身后的家伙已经摸了过来,举起砍刀朝着楚江飞劈来,楚江飞早就发现他了,只是微微侧身轻松躲开,紧接着猛的转身揪住他的衣领,一个过肩摔狠狠的砸在地上。
紧接着踩在瘫在地上哀嚎的人的膝盖上,猛的跺脚,伴随清脆的“咔擦”声,杀猪般的哀嚎瞬间响起。
“继续说,鸡哥是谁。”
楚江飞冰冷的话让对方如履薄冰。
对方连忙继续说道:“鸡哥叫铁公鸡,真名我们也不知道,只知道他接上家的任务,然后中间吃回扣后下放给我们。”
铁公鸡?
楚江飞掏出手机,拨出号码:“喂,黑狼,是我,你听说过铁公鸡这个人没有?”
黑狼点点头,“嗯,认识。”
“给我拿下,我有事找他,可千万别给他跑了!”
黑狼察觉到楚江飞语气中带着的愤怒,虽然不知道发生了什么,但他肯定的是“铁公鸡”要完了。
“我这就让人去抓他。”
“辛苦你了。”
说完,楚江飞挂断了电话。
捂着嘴的家伙监控的看着眼前的少年,他自然听说了黑狼被一个毛头小子打败并收入麾下,难道是他?

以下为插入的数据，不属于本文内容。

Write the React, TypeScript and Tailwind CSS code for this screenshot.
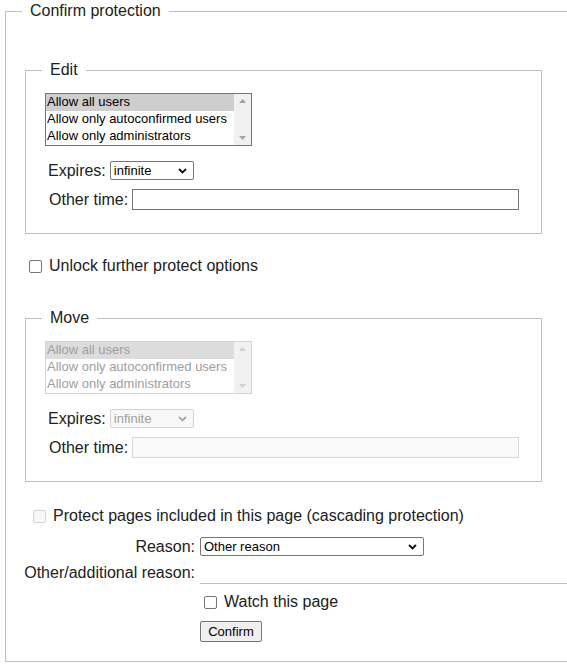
import React from 'react';

const options = ['Allow all users', 'Allow only autoconfirmed users', 'Allow only administrators'];

function Chevron({ disabled }: { disabled?: boolean }) {
  return (
    <svg width="9" height="6" viewBox="0 0 9 6" className="shrink-0">
      <path
        d="M1 1l3.5 3.5L8 1"
        fill="none"
        stroke={disabled ? '#a8a8a8' : '#101010'}
        strokeWidth="1.8"
      />
    </svg>
  );
}

function ListBox({ disabled }: { disabled?: boolean }) {
  const arrow = disabled ? '#cfcfcf' : '#a3a3a3';
  return (
    <div
      className={`ml-[3px] flex h-[53px] w-[207px] border ${
        disabled ? 'border-[#d3d3d3] text-[#9e9e9e]' : 'border-[#767676] text-black'
      }`}
    >
      <div className="flex-1 text-[13px] leading-[16px]">
        {options.map((o, i) => (
          <div
            key={o}
            className={`h-[17px] whitespace-nowrap pl-px ${
              i === 0 ? (disabled ? 'bg-[#dcdcdc]' : 'bg-[#cecece]') : ''
            }`}
          >
            {o}
          </div>
        ))}
      </div>
      <div className="flex w-[17px] flex-col items-center justify-between bg-[#f1f1f1] py-[5px]">
        <svg width="7" height="4" viewBox="0 0 7 4">
          <path d="M0 4L3.5 0L7 4Z" fill={arrow} />
        </svg>
        <svg width="7" height="4" viewBox="0 0 7 4">
          <path d="M0 0L7 0L3.5 4Z" fill={arrow} />
        </svg>
      </div>
    </div>
  );
}

function Level({ title, disabled }: { title: string; disabled?: boolean }) {
  return (
    <fieldset className="ml-[3px] w-[517px] border border-[#c0c0c0] px-4 pb-[23px] pt-[13px]">
      <legend className="px-2 text-[16px] leading-[20px]">{title}</legend>
      <ListBox disabled={disabled} />
      <div className="mt-[15px] flex h-[19px] items-center">
        <span className="ml-[6px] text-[16px]">Expires:</span>
        <div
          className={`ml-[4px] flex h-[19px] w-[84px] items-center justify-between rounded-[2px] border pl-[3px] pr-[6px] text-[13px] ${
            disabled
              ? 'border-[#d3d3d3] bg-[#f8f8f8] text-[#9e9e9e]'
              : 'border-[#767676] bg-white text-black'
          }`}
        >
          <span>infinite</span>
          <Chevron disabled={disabled} />
        </div>
      </div>
      <div className="mt-[9px] flex h-[21px] items-center">
        <span className="ml-[7px] text-[16px]">Other time:</span>
        <div
          className={`ml-[4px] h-[21px] w-[387px] border ${
            disabled ? 'border-[#d8d8d8] bg-[#fafafa]' : 'border-[#767676] bg-white'
          }`}
        />
      </div>
    </fieldset>
  );
}

function Box({ disabled }: { disabled?: boolean }) {
  return (
    <span
      className={`block h-[13px] w-[13px] shrink-0 rounded-[2px] border ${
        disabled ? 'border-[#d3d3d3] bg-[#f8f8f8]' : 'border-[#767676] bg-white'
      }`}
    />
  );
}

export default function App() {
  return (
    <div className="h-[670px] w-[567px] overflow-hidden bg-white font-['Arial','Liberation_Sans',sans-serif] text-[#202122]">
      <fieldset className="ml-[5px] mt-px w-[640px] border border-[#c0c0c0] px-4 pb-[18px]">
        <legend className="px-2 text-[16px] leading-[20px]">Confirm protection</legend>

        <div className="mt-[39px]">
          <Level title="Edit" />
        </div>

        <div className="mt-[22px] flex h-5 items-center gap-[7px] pl-[7px] text-[16px]">
          <Box />
          <span>Unlock further protect options</span>
        </div>

        <div className="mt-8">
          <Level title="Move" disabled />
        </div>

        <div className="mt-6 flex h-5 items-center gap-[7px] pl-[11px] text-[16px]">
          <Box disabled />
          <span>Protect pages included in this page (cascading protection)</span>
        </div>

        <div className="mt-[11px] flex h-[19px] items-center">
          <span className="w-[173px] text-right text-[16px]">Reason:</span>
          <div className="ml-[5px] flex h-[19px] w-[224px] items-center justify-between rounded-[2px] border border-[#767676] bg-white pl-[3px] pr-[6px] text-[13px] text-black">
            <span>Other reason</span>
            <Chevron />
          </div>
        </div>

        <div className="mt-[6px] flex h-[22px] items-center">
          <span className="w-[173px] text-right text-[16px]">Other/additional reason:</span>
          <div className="ml-[5px] h-[22px] w-[420px] border-b border-[#c0c0c0]" />
        </div>

        <div className="mt-2 flex h-5 items-center gap-[7px] pl-[182px] text-[16px]">
          <Box />
          <span>Watch this page</span>
        </div>

        <div className="mt-[7px] pl-[178px]">
          <button className="h-[21px] w-[62px] rounded-[2px] border border-[#767676] bg-[#efefef] text-[13px] text-black">
            Confirm
          </button>
        </div>
      </fieldset>
    </div>
  );
}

想到这里,他恐惧的颤了颤,“大,大哥,我把我知道的全都说了,您就饶了我吧。”
“饶了你们?”楚江飞怒极而笑,他缓缓捡起地上的砍刀,淡淡笑道:“你们砍的,是我爸妈。”
短短一句话让对方瞬间面如死灰。
紧接着,惨叫声不断传出。
足足过了两个小时,惨叫声愈发微弱。
几个人瘫在地上浑身是血,骨头粉碎性骨折。
五官早已血肉模糊,他们奄奄一息的看着楚江飞,但不难看出他们扭曲的面孔露出的恐惧。
“求,求求您,杀了我们。”
其中两个被折磨的神志不清,翻着白眼,屎尿横流。
“杀了你们?”
楚江飞擦拭去脸上的血迹,“死?你们当然会死,你们就留在这里慢慢的腐烂吧。”
他起身离开,几个人看着他的背影眼里充满了绝望。
他们现在全身骨头粉碎性骨折,就连想死都没办法动弹,只能看着头顶的天花板慢慢等死,悔恨的泪水从眼角流下。
......
回到医院,楚江飞来到病房,楚海滨已经醒了,墨婉柔和二老聊的很开心,看起来楚海滨并没有因为自己的身体而影响到。
“臭小子回来了。”
楚海滨注意到门口的楚江飞,脸上露出淡淡的微笑:“你刚才跑哪去了?让人家小姑娘在这陪着我们你好意思吗?”
“没关系的伯父,我和小飞是很好的朋友。”
楚海滨和江翠芸看着墨婉柔就像看自己的儿媳妇似的,要是能娶到这种大明星当儿媳妇,他们做梦都得笑醒。
“爸,我刚才去和朋友打听了,他说您这问题,能治,但需要一段时间,他得配药。”
楚江飞话音刚落,楚海滨原本还有些落寞的脸上瞬间露出惊喜之色,但很快他摇摇头,他知道楚江飞是在安慰他,他的身体他自己怎么可能不知道。
他虽然很不甘心,但能保护孩子他妈,他就知足了。